The real meat of this episode though, involves where Picard ran off to. He and Soji find themselves in the middle of a very pretty forest on a remote planet. A young girl greets them with a bow and arrow, but Picard appears to know her. As they walk through the woods and approach a house, we see Deanna Troi. Yep, this week’s Star Trek: The Next Generation guest stars are Counselor Troi and Commander Riker. Of course when Picard’s in trouble, he’d head straight to his most trusted friend in the universe.
Maybe I should be more skeptical of Picard going back to TNG nostalgia over and over, but it works. They don’t feel like cheap nostalgia plays. They’re always motivated by the story, and they move it forward. These aren’t mere cameos, they are full, necessary components of Picard’s journey. It helps that Patrick Stewart and Jonathan Frakes haven’t lost a step in the years since we’ve seen them on screen together. They have that same easy friendship that’s always been there. Picard and Riker are both much older than when we last saw them. Riker is a retired family man making pizza in his backyard. Still though, even when they’re not fighting space battles, they compliment and bring out the best in each other.
They need to. Soji still doesn’t trust this whole situation. She just got done with one guy pretending to love her to gain her trust, so she’s not ready to open up to this crazy old man who whisked her across the galaxy. The fact that everyone’s nice to her doesn’t help either. It just makes her more suspicious. Picard doesn’t handle it well. He thinks her concerns are ridiculous and lets it show. It’s only after Troi tells him what she’s going through that he takes a different approach. I do wish we’d seen more of how Picard gains Soji’s trust here. By the end, he doesn’t have it completely, but Riker and Troi’s daughter convinces her to open up a little. I feel like we could have used more character growth here. Picard has never been good with children. That was one of his defining characteristics in TNG. But Riker points out that he’s essentially dealing with a teenager now. He has to learn. Picard agrees, I just wish we saw a little more action on his part this episode.
This week’s Picard was decidedly slower than last week’s action-packed episode. That’s OK though. After the stress of the Borg cube, both we and Picard needed a breather. It wasn’t completely devoid of action, though. Besides all the intrigue with Jurati, we caught up with Elnor on the Borg cube. Things didn’t turn out very well there after Hugh helped Picard escape. The Romulan Tal Shiar came in and started killing reclaimed Borg to try and get Hugh to talk. She leaves Hugh alive because he’s protected by the Federation. That is until they find him plotting to use the Queen’s chamber against the Romulans. That is a treaty violation, and allows Narissa to kill Hugh while fighting with Elnor. I guess single-episode TNG characters are this series’ red shirts.

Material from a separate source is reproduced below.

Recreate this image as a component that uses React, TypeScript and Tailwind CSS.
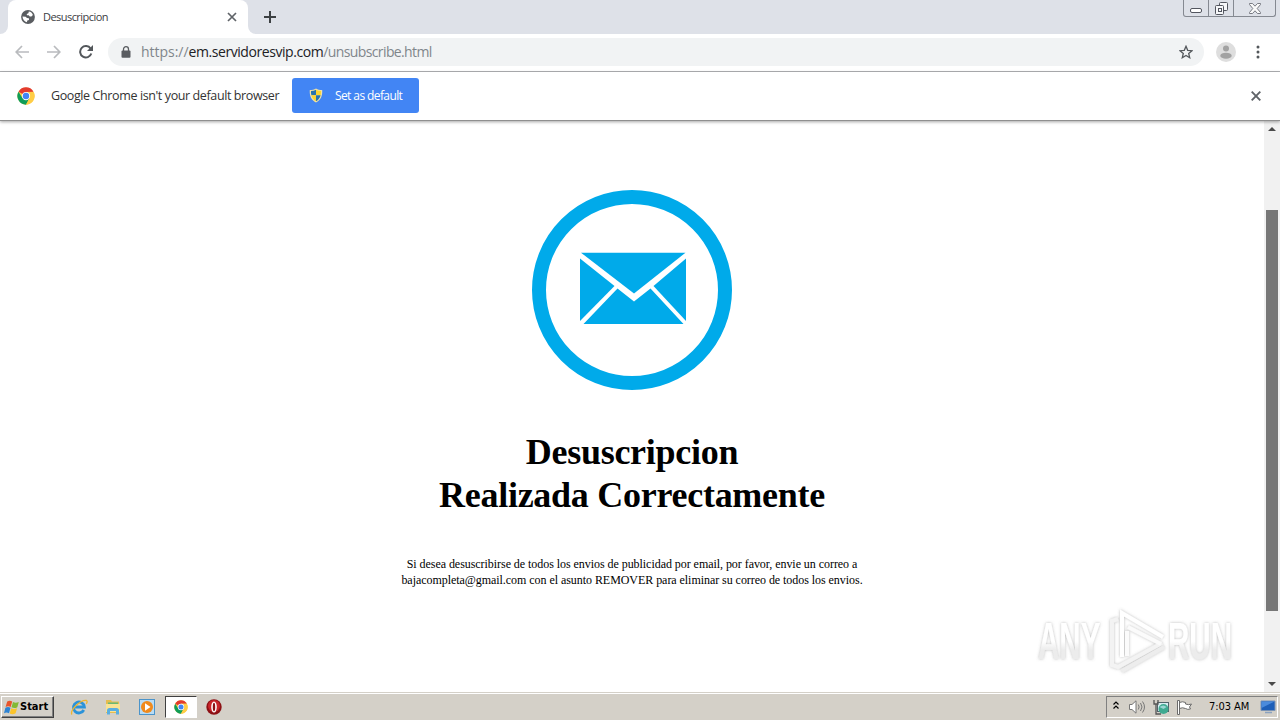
import React from 'react'

const uiFont = "font-['Open_Sans','Noto_Sans',sans-serif]"

const GlobeIcon = () => (
  <svg width="14" height="14" viewBox="0 0 14 14" className="shrink-0">
    <circle cx="7" cy="7" r="6.9" fill="#5a5d61" />
    <path d="M7.8 1.5c1.9.2 3.6 1.6 4.1 3.6L10.400 6.500 8.800 6.600 7.700 5.300 6 5.200 5.700 4 7.400 3.200z" fill="#fff" />
    <path d="M1.500 6.600 4.700 6.700 6 8 7.900 8.300 8 10 6.300 10.600 5.900 12.300C3.500 11.800 1.600 9.600 1.500 6.600z" fill="#fff" />
  </svg>
)

const ChromeIcon = ({ size }: { size: number }) => (
  <svg width={size} height={size} viewBox="0 0 48 48" className="shrink-0">
    <circle cx="24" cy="24" r="23" fill="#ffcd46" />
    <path d="M24 24 4.080 12.500A23 23 0 0 1 43.920 12.500L24 13z" fill="#e33b2e" />
    <path d="M4.080 12.500A23 23 0 0 0 24 47L33.500 29.500 24 34 14.500 29.500z" fill="#0f9d58" />
    <path d="M24 13H44.200A23 23 0 0 1 24 47L33.500 29.500z" fill="#ffcd46" />
    <circle cx="24" cy="24" r="11" fill="#fff" />
    <circle cx="24" cy="24" r="8.600" fill="#4285f4" />
  </svg>
)

const ShieldIcon = () => (
  <svg width="14" height="15" viewBox="0 0 14 15" className="shrink-0">
    <path d="M7 .4C5.200 1.500 3.200 2 .8 2c-.4 5.500 1.300 10 6.200 12.600C11.900 12 13.600 7.500 13.200 2 10.800 2 8.800 1.500 7 .4z" fill="#f0e2a8" />
    <path d="M7 1.700C5.500 2.500 3.900 2.900 2 3c-.1 1.600 0 3 .4 4.300H7z" fill="#2873ae" />
    <path d="M7 1.700c1.500.8 3.100 1.200 5 1.300.1 1.600 0 3-.4 4.300H7z" fill="#fbd431" />
    <path d="M2.400 7.300H7v6C4.700 12 3.100 10 2.400 7.300z" fill="#fbd431" />
    <path d="M11.600 7.300H7v6c2.300-1.300 3.900-3.300 4.600-6z" fill="#2873ae" />
  </svg>
)

const TabStrip = () => (
  <div className="flex h-[34px] shrink-0 items-start justify-between bg-[#dee1e8]">
    <div className="flex h-full items-end">
      <div className="h-full w-2 bg-white">
        <div className="h-full w-2 rounded-br-lg bg-[#dee1e8]" />
      </div>
      <div className="flex h-full w-[240px] items-center rounded-t-lg bg-white pr-[11px] pl-[13px]">
        <GlobeIcon />
        <span className="ml-2 flex-1 text-[11px] tracking-[-0.55px] text-[#3c4043]">Desuscripcion</span>
        <svg width="10" height="10" viewBox="0 0 10 10">
          <path d="M1 1l8 8M9 1L1 9" stroke="#5f6368" strokeWidth="1.7" />
        </svg>
      </div>
      <div className="h-full w-2 bg-white">
        <div className="h-full w-2 rounded-bl-lg bg-[#dee1e8]" />
      </div>
      <svg width="12" height="12" viewBox="0 0 12 12" className="mb-[11px] ml-2">
        <path d="M6 0v12M0 6h12" stroke="#3c4043" strokeWidth="2" />
      </svg>
    </div>
    <div className="mr-1 flex h-[17px] w-[93px] rounded-b-[3px] border border-t-0 border-[#858991]">
      <div className="flex w-[25px] justify-center border-r border-[#858991] pt-2">
        <svg width="12" height="5" viewBox="0 0 12 5">
          <rect x=".5" y=".5" width="11" height="4" rx="1.500" fill="#fff" stroke="#53565f" />
        </svg>
      </div>
      <div className="flex w-[25px] justify-center border-r border-[#858991] pt-[2px]">
        <svg width="13" height="13" viewBox="0 0 13 13" fill="#f6f7f9" stroke="#53565f">
          <rect x="4.500" y=".5" width="8" height="8" rx="1" />
          <rect x=".5" y="3.500" width="8" height="9" rx="1" />
          <rect x="3.500" y="6.500" width="3" height="3" />
        </svg>
      </div>
      <div className="flex flex-1 justify-center pt-[3px]">
        <svg width="12" height="11" viewBox="0 0 12 11">
          <path d="M.5.500h3L6 3.200 8.500.5h3v1L8.200 5.500l3.300 4v1h-3L6 7.800 3.500 10.500h-3v-1l3.300-4L.5 1.500z" fill="#fafafa" stroke="#6b6e76" strokeWidth=".9" />
        </svg>
      </div>
    </div>
  </div>
)

const Toolbar = () => (
  <div className="flex h-[38px] shrink-0 items-center border-b border-[#b1b2b5] bg-white pr-[15px] pl-[15px]">
    <svg width="14" height="14" viewBox="0 0 14 14" fill="none" stroke="#b9bbbe" strokeWidth="1.700" className="mb-[2px]">
      <path d="M14 7H1.500M7 1L1.200 7 7 13" />
    </svg>
    <svg width="14" height="14" viewBox="0 0 14 14" fill="none" stroke="#b9bbbe" strokeWidth="1.700" className="mb-[2px] ml-[18px]">
      <path d="M0 7h12.500M7 1l5.800 6L7 13" />
    </svg>
    <svg width="14" height="14" viewBox="0 0 14 14" fill="none" className="mb-[2px] ml-[18px]">
      <path d="M12.300 8.500A5.700 5.700 0 1 1 11.600 3.600" stroke="#53575b" strokeWidth="2" />
      <path d="M14 0v6H8z" fill="#53575b" />
    </svg>
    <div className="mb-px ml-[15px] flex h-7 w-[1096px] items-center rounded-full bg-[#f1f3f4] pr-[11px] pl-[13px]">
      <svg width="10" height="12" viewBox="0 0 10 12" className="mb-px">
        <path d="M2.500 5V3.200a2.500 2.500 0 0 1 5 0V5" fill="none" stroke="#5a5d61" strokeWidth="1.300" />
        <rect x=".5" y="4.500" width="9" height="7.300" rx="1" fill="#5a5d61" />
      </svg>
      <span className="ml-[10px] flex-1 pb-px text-sm text-[#80868b]">
        <span className="tracking-[-0.03px]">https://</span>
        <span className="tracking-[-0.43px] text-[#202124]">em.servidoresvip.com</span>
        <span className="tracking-[-0.62px]">/unsubscribe.html</span>
      </span>
      <svg width="14" height="14" viewBox="0 0 14 14" className="mb-px">
        <path d="M7 1.300l1.700 4 4.300.4-3.300 2.800 1 4.200L7 10.500l-3.700 2.200 1-4.200L1 5.700l4.300-.4z" fill="none" stroke="#53575b" strokeWidth="1.300" />
      </svg>
    </div>
    <svg width="20" height="20" viewBox="0 0 20 20" className="mb-px ml-3">
      <circle cx="10" cy="10" r="10" fill="#dedede" />
      <circle cx="10" cy="6.400" r="3" fill="#a2a2a2" />
      <ellipse cx="10" cy="13.700" rx="5.700" ry="3" fill="#a2a2a2" />
    </svg>
    <svg width="4" height="14" viewBox="0 0 4 14" fill="#53575b" className="mb-px ml-auto mr-[5px]">
      <circle cx="2" cy="2" r="1.500" />
      <circle cx="2" cy="7" r="1.500" />
      <circle cx="2" cy="12" r="1.500" />
    </svg>
  </div>
)

const DefaultBrowserBar = () => (
  <div className="z-10 flex h-[49px] shrink-0 items-center border-b border-[#8f8f8f] bg-white pr-[19px] pl-[17px] shadow-[0_1px_3px_rgba(0,0,0,0.35)]">
    <ChromeIcon size={18} />
    <span className="ml-4 w-[241px] text-[12.5px] tracking-[-0.39px] whitespace-nowrap text-[#333]">
      Google Chrome isn't your default browser
    </span>
    <button className="mb-px flex h-[35px] w-[127px] items-center rounded-[3px] bg-[#4285f4] pl-[17px] text-xs text-white">
      <ShieldIcon />
      <span className="ml-3 tracking-[-0.6px] whitespace-nowrap">Set as default</span>
    </button>
    <svg width="10" height="10" viewBox="0 0 10 10" className="ml-auto">
      <path d="M.7.700l8.600 8.600M9.300.7L.7 9.300" stroke="#5f6368" strokeWidth="1.900" />
    </svg>
  </div>
)

const EnvelopeLogo = () => (
  <svg width="200" height="200" viewBox="0 0 200 200" className="shrink-0">
    <circle cx="100" cy="100" r="93" fill="none" stroke="#00aaea" strokeWidth="14" />
    <g fill="#00aaea">
      <path d="M49 62.700H153.500L102 103.500z" />
      <path d="M48 68.500L82.500 96 48 131z" />
      <path d="M154 68.500V131L121.500 96z" />
      <path d="M51.500 134L85.500 98.500 102 111.500 118.500 98.500 151.500 134z" />
    </g>
  </svg>
)

const Watermark = () => (
  <svg width="200" height="68" viewBox="0 0 200 68" className="absolute right-[45px] bottom-[17px] overflow-visible">
    <defs>
      <filter id="halo" x="-10%" y="-10%" width="120%" height="120%">
        <feDropShadow dx="0" dy="0" stdDeviation="1.500" floodColor="#777" floodOpacity=".5" />
      </filter>
      <linearGradient id="sheen" x1="0" y1="0" x2="0" y2="1">
        <stop offset=".5" stopColor="#fff" />
        <stop offset=".65" stopColor="#ececec" />
      </linearGradient>
    </defs>
    <g filter="url(#halo)">
      <g fill="url(#sheen)" fontSize="51" fontWeight="bold" fontFamily="'Liberation Sans', sans-serif">
        <text transform="translate(3 52) scale(0.58 1)">ANY</text>
        <text transform="translate(133 52) scale(0.58 1)">RUN</text>
      </g>
      <g fill="none" strokeWidth="4">
        <path d="M83 12l-6 2v44l6 2 44-24" stroke="#f3f3f3" />
        <path d="M93 20l33 17M92 24v25" stroke="#fbfbfb" />
        <path d="M87 50V6l41 24" stroke="#fff" />
        <path d="M87 64l42-24" stroke="#ededed" />
      </g>
    </g>
  </svg>
)

const Page = () => (
  <div className="relative flex min-h-0 flex-1 bg-white font-['Liberation_Serif',serif] text-black">
    <main className="flex flex-1 flex-col items-center pt-[69px] text-center">
      <EnvelopeLogo />
      <h1 className="mt-[41px] text-[36px] leading-[43px] font-bold tracking-[-0.27px]">
        Desuscripcion
        <br />
        Realizada Correctamente
      </h1>
      <p className="mt-[39px] text-xs leading-4 tracking-[-0.05px]">
        Si desea desuscribirse de todos los envios de publicidad por email, por favor, envie un correo a
        <br />
        bajacompleta@gmail.com con el asunto REMOVER para eliminar su correo de todos los envios.
      </p>
    </main>
    <div className="flex w-4 flex-col items-center justify-between bg-[#f1f1f1] py-[6px]">
      <svg width="8" height="4" viewBox="0 0 8 4"><path d="M0 4l4-4 4 4z" fill="#4a4a4a" /></svg>
      <div className="mt-2 h-[401px] w-3 bg-[#777]" />
      <svg width="8" height="4" viewBox="0 0 8 4"><path d="M0 0h8L4 4z" fill="#4a4a4a" /></svg>
    </div>
    <Watermark />
  </div>
)

const StartButton = () => (
  <button className="flex h-[22px] w-[53px] items-center border border-t-white border-r-[#404040] border-b-[#404040] border-l-white bg-[#d4d0c8] pl-[2px] shadow-[inset_-1px_-1px_0_#808080]">
    <svg width="16" height="15" viewBox="0 0 16 15" className="shrink-0">
      <path d="M3.200 1.500C5 .4 6.600.5 8.200 1.500L6.700 7C5 6 3.400 6 1.600 7z" fill="#e8552b" />
      <path d="M9 2c1.800 1 3.600 1 5.800 0l-1.500 5.200C11.300 8.400 9.500 8.300 7.500 7.300z" fill="#83b935" />
      <path d="M1.400 7.800c1.800-1 3.400-1 5.100 0L5 13.300c-1.700-1-3.300-1-5 0z" fill="#2d83d3" />
      <path d="M7.200 8.200c1.900 1 3.700 1 5.900 0l-1.500 5.100c-2 1.100-3.900 1.100-5.900.3z" fill="#fbc42b" />
    </svg>
    <span className="font-['DejaVu_Sans_Condensed','DejaVu_Sans',sans-serif] text-[11px] font-bold text-black">Start</span>
  </button>
)

const Taskbar = () => (
  <div className="flex h-7 shrink-0 items-center border-t border-[#d4d0c8] bg-[#d4d0c8] pt-px pl-px shadow-[inset_0_1px_0_#fff]">
    <StartButton />
    <svg width="18" height="18" viewBox="0 0 18 18" fill="none" className="ml-4">
      <path d="M13.800 12A5.500 5.500 0 1 1 14.400 9H5" stroke="#2b93d9" strokeWidth="2.800" />
      <path d="M2 16.500C-.5 13 10 1.500 16.500 2.500c1 .5.700 2-.2 3.300" stroke="#efb52e" strokeWidth="1.300" />
    </svg>
    <svg width="16" height="16" viewBox="0 0 16 16" className="ml-[17px]">
      <path d="M1 1h5l1 1.500h7V14H1z" fill="#e5bd50" />
      <path d="M3 3.500h10v4H3z" fill="#69b875" />
      <path d="M1 5h14v8H1z" fill="#f9e394" />
      <path d="M2 15.500v-4Q2 9 4.500 9h7Q14 9 14 11.500v4h-3V12H5v3.500z" fill="#5aaee0" />
    </svg>
    <svg width="16" height="16" viewBox="0 0 16 16" className="ml-[18px]">
      <rect x=".5" y=".5" width="15" height="15" fill="#b9dcf4" stroke="#4b94ca" />
      <circle cx="8" cy="8" r="6" fill="#f08a1c" />
      <path d="M6 4.300v7.400L11.500 8z" fill="#fff" />
    </svg>
    <div className="ml-[10px] flex h-[22px] w-8 items-center justify-center border border-t-[#404040] border-r-white border-b-white border-l-[#404040] bg-white">
      <ChromeIcon size={14} />
    </div>
    <svg width="16" height="16" viewBox="0 0 16 16" className="ml-[9px]">
      <circle cx="8" cy="8" r="7.700" fill="#8d1014" />
      <circle cx="8" cy="7" r="6" fill="#c9252a" />
      <ellipse cx="8" cy="8" rx="2.800" ry="5.500" fill="#fff" />
      <ellipse cx="8" cy="8" rx="1.200" ry="4.300" fill="#8d1014" />
    </svg>
    <div className="mr-[2px] ml-auto flex h-[22px] w-[172px] items-center border border-t-[#808080] border-r-white border-b-white border-l-[#808080] pl-[6px]">
      <svg width="6" height="9" viewBox="0 0 6 9" fill="none" stroke="#000" strokeWidth="1.200" className="mb-[3px]">
        <path d="M.5 3.500L3 1l2.500 2.500M.5 7.500L3 5l2.500 2.500" />
      </svg>
      <svg width="16" height="14" viewBox="0 0 16 14" fill="none" className="ml-[10px]">
        <path d="M.5 4.500H3L7 .8v12.400L3 9.500H.5z" fill="#fff" stroke="#777" />
        <path d="M9.300 4.500q1.700 2.500 0 5M11.500 3q3 4 0 8M13.500 1.500q4 5.500 0 11" stroke="#777" />
      </svg>
      <svg width="17" height="16" viewBox="0 0 17 16" className="ml-2">
        <rect x="4.500" y="3.500" width="11" height="9" fill="#d7edf1" stroke="#53636b" />
        <path d="M1 1v4h4V1M3 5v10h5" fill="none" stroke="#555" strokeWidth="1.300" />
        <circle cx="10.500" cy="10" r="5" fill="#3faa91" />
        <path d="M6.500 8q4-3 7 0l-3 2z" fill="#9bd5d2" />
      </svg>
      <svg width="17" height="15" viewBox="0 0 17 15" className="ml-[6px]">
        <path d="M3.500 2.500q3-1.500 6 0v1.500q3 1.300 6 0l-2 3 1 2q-3 1-5-.5-3-1.500-6 0z" fill="#fff" stroke="#6b6b6b" />
        <path d="M1.500.500h2v14h-2z" fill="#fff" stroke="#6b6b6b" />
      </svg>
      <span className="ml-4 w-[42px] font-['DejaVu_Sans_Condensed','DejaVu_Sans',sans-serif] text-[11px] tracking-[-0.05px] whitespace-nowrap text-black">7:03 AM</span>
      <svg width="16" height="14" viewBox="0 0 16 14" className="ml-[9px]">
        <path d="M1 1h14v9.500H1z" fill="#1e5fb8" stroke="#7a93b5" />
        <path d="M1.500 1.500h13L1.500 8z" fill="#4b8bdc" />
        <path d="M5 12.500h7" stroke="#8ba2bf" strokeWidth="1.500" />
      </svg>
    </div>
  </div>
)

const App: React.FC = () => {
  return (
    <div className={`flex h-[720px] w-[1280px] flex-col overflow-hidden bg-white ${uiFont}`}>
      <TabStrip />
      <Toolbar />
      <DefaultBrowserBar />
      <Page />
      <Taskbar />
    </div>
  )
}

export default App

Between the action, and the genuine, heartwarming connection between Picard and his old first officer, Star Trek: Picard turned in another strong episode. It took a while, but this series has become a worthy sequel to the TNG movies. It looks like the breather is over, though. This episode ended with Elnor getting inside the queen’s chamber and sending out a distress signal. We’re in for a big Romulan space battle next week.
Star Trek: Picard streams Thursdays on CBS All Access.